▶ **Work instructions**:
Search the material for the string "this", then return every line where it is found.

▶ **Material shown**:
——
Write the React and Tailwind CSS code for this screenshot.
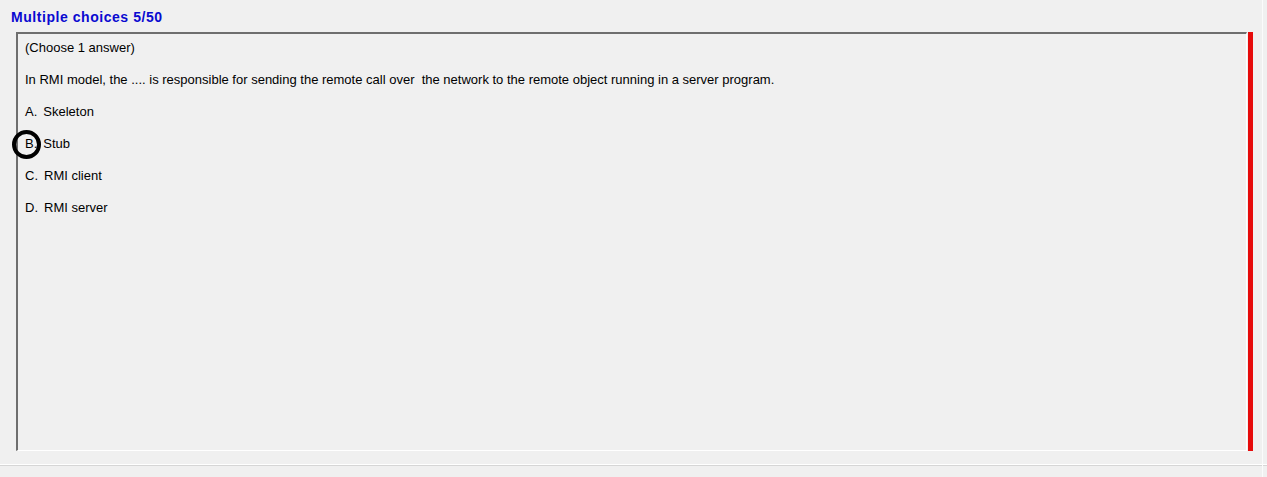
——
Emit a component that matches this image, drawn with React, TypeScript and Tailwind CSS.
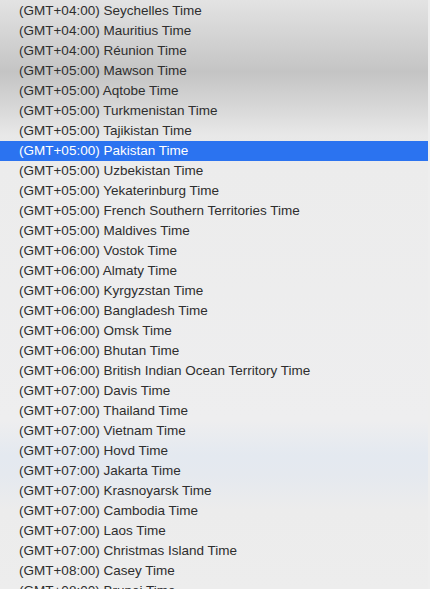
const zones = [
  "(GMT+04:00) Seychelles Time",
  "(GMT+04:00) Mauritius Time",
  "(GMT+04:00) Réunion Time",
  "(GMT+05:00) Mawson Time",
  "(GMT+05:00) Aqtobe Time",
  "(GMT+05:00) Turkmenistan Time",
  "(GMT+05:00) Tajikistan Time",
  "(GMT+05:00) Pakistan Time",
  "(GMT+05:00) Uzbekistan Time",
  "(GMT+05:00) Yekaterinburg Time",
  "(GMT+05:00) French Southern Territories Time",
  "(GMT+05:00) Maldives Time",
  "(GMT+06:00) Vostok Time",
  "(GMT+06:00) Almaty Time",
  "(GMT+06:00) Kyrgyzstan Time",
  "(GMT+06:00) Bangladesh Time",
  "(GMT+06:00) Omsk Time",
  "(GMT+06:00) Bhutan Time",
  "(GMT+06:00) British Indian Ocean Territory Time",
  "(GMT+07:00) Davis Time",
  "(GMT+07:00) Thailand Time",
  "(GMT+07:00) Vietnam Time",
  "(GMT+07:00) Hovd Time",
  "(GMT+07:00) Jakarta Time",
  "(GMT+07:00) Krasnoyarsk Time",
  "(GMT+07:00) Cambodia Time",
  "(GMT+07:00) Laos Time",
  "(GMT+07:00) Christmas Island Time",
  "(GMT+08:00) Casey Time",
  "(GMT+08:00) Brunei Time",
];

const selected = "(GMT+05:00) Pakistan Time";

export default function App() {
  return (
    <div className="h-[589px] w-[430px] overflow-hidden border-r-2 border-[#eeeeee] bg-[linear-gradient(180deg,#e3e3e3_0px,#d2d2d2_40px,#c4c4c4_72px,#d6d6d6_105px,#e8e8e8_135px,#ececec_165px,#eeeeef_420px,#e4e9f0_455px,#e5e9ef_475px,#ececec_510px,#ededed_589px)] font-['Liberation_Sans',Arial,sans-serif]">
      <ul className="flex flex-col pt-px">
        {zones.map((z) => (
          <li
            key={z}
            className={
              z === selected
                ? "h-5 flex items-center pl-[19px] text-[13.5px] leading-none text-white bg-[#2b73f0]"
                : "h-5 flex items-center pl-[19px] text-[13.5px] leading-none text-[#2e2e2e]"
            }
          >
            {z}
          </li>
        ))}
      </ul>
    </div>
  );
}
——
▶ **Response below**:
Write the React and Tailwind CSS code for this screenshot.
Emit a component that matches this image, drawn with React, TypeScript and Tailwind CSS.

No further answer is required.